Estimation of k_pol and K_d,_dCTP for by pre-steady-state burst kinetic analysis. Single turnover experiments were done with Dpo4 (200 nm) and 100 nm 24-mer primer/36-mer template complex containing G (A) or N²,N²-Me₂G (B) and varying dCTP concentrations (2–1800 μm). Burst rates (k_obs, fit to Equation 2) versus [dCTP] were fit to a hyperbolic equation (Equation 3). (Data from the experiments with N²-MeG are not shown.) The burst amplitudes for G, N²-MeG, and N²,N²-Me₂G were 42, 71, and 3 nm, respectively. Estimated values of k_pol for G, N²-MeG, and N²,N²-Me₂G were 3.0, 2.8, and 3.4 s⁻¹, respectively. Estimated K_d,_dCTP values for G, N²-MeG, and N²,N²-Me₂G were 10, 9, and 220 μm, respectively.

FIGURE 8.

Kinetic simulations of bursts. A, general DNA polymerase mechanism. Individual steps are numbered. E, polymerase; D_n:DNA substrate; E*, conformationally modified polymerase; E^#, inactive polymerase conformation; D_n+1, DNA extended by one base, and PP_i, pyrophosphate.
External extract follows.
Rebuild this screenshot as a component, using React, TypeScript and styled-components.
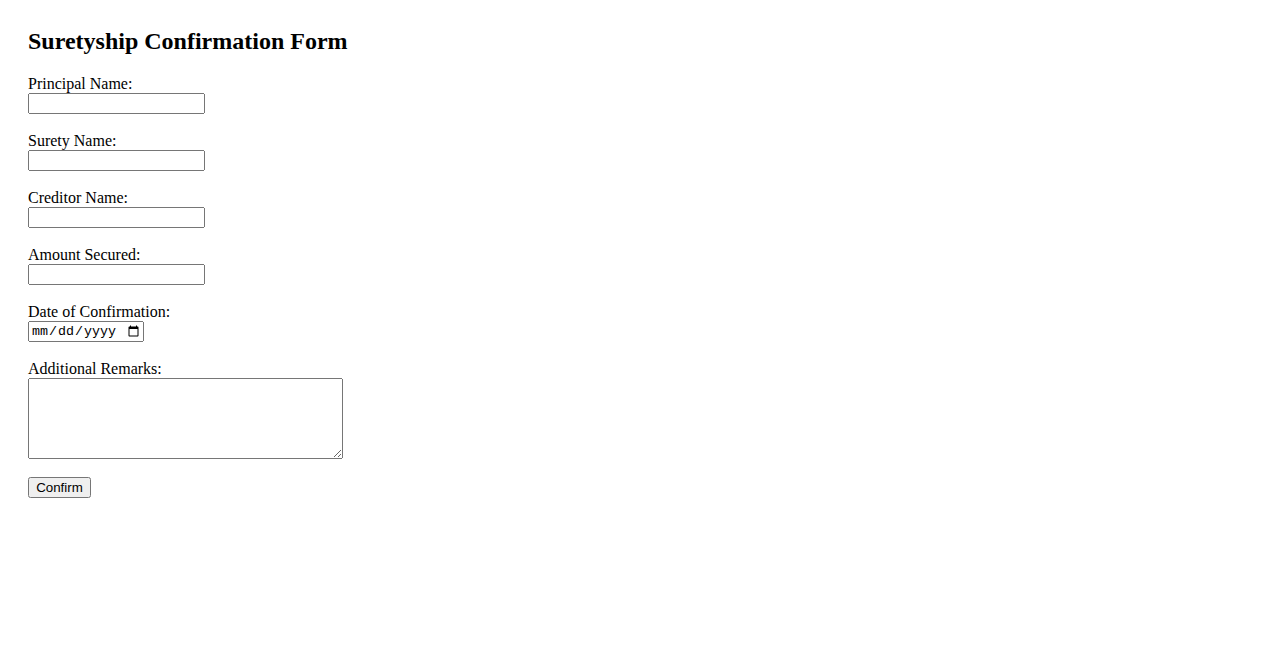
import React from "react";
import styled, { createGlobalStyle } from "styled-components";

const Global = createGlobalStyle`
  html, body { background: #ffffff; }
  body {
    margin: 8px;
    font-family: "Liberation Serif", "Times New Roman", serif;
    font-size: 16px;
    color: #000000;
  }
`;

const Page = styled.div`
  padding: 19px 20px 20px 20px;
`;

const Title = styled.h2`
  margin: 0 0 20px 0;
  font-size: 24px;
  line-height: 28px;
  font-weight: bold;
`;

const Form = styled.form`
  display: flex;
  flex-direction: column;
  align-items: flex-start;
`;

const Group = styled.div<{ $gap?: number }>`
  display: flex;
  flex-direction: column;
  align-items: flex-start;
  margin-bottom: ${(p) => (p.$gap ?? 18)}px;
`;

const Label = styled.label`
  display: block;
  line-height: 18px;
  height: 18px;
`;

const TextInput = styled.input`
  box-sizing: border-box;
  margin: 0;
  width: 177px;
  height: 21px;
  font-family: "Liberation Sans", Arial, sans-serif;
  font-size: 13.333px;
`;

const DateInput = styled.input`
  box-sizing: border-box;
  margin: 0;
  width: 116px;
  height: 21px;
  font-family: "Liberation Mono", monospace;
  font-size: 13.333px;
`;

const Remarks = styled.textarea`
  box-sizing: border-box;
  margin: 0;
  width: 315px;
  height: 81px;
  font-family: "Liberation Mono", monospace;
  font-size: 13.333px;
`;

const Button = styled.button`
  box-sizing: border-box;
  margin: 0;
  height: 21px;
  width: 63px;
  padding: 1px 6px;
  font-family: "Liberation Sans", Arial, sans-serif;
  font-size: 13.333px;
  color: #000;
`;

const fields = [
  { id: "principal", label: "Principal Name:" },
  { id: "surety", label: "Surety Name:" },
  { id: "creditor", label: "Creditor Name:" },
  { id: "amount", label: "Amount Secured:" },
];

export default function App() {
  return (
    <>
      <Global />
      <Page>
        <Title>Suretyship Confirmation Form</Title>
        <Form onSubmit={(e) => e.preventDefault()}>
          {fields.map((f) => (
            <Group key={f.id}>
              <Label htmlFor={f.id}>{f.label}</Label>
              <TextInput id={f.id} type="text" />
            </Group>
          ))}
          <Group>
            <Label htmlFor="date">Date of Confirmation:</Label>
            <DateInput id="date" type="date" />
          </Group>
          <Group>
            <Label htmlFor="remarks">Additional Remarks:</Label>
            <Remarks id="remarks" />
          </Group>
          <Button type="submit">Confirm</Button>
        </Form>
      </Page>
    </>
  );
}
Forward and reverse rate constants for each step are presented from simulations of pre-steady-state nucleotide incorporation reactions with unmodified substrate. See Table 6 for adjustments of k₋₂, k₄, k₈, and k₋₈. All other rate constants remain the same in B–D. B, simulated fit to G data points. C, simulated fit to N²-MeG data points. D, simulated fit to N²,N²-Me₂G data points.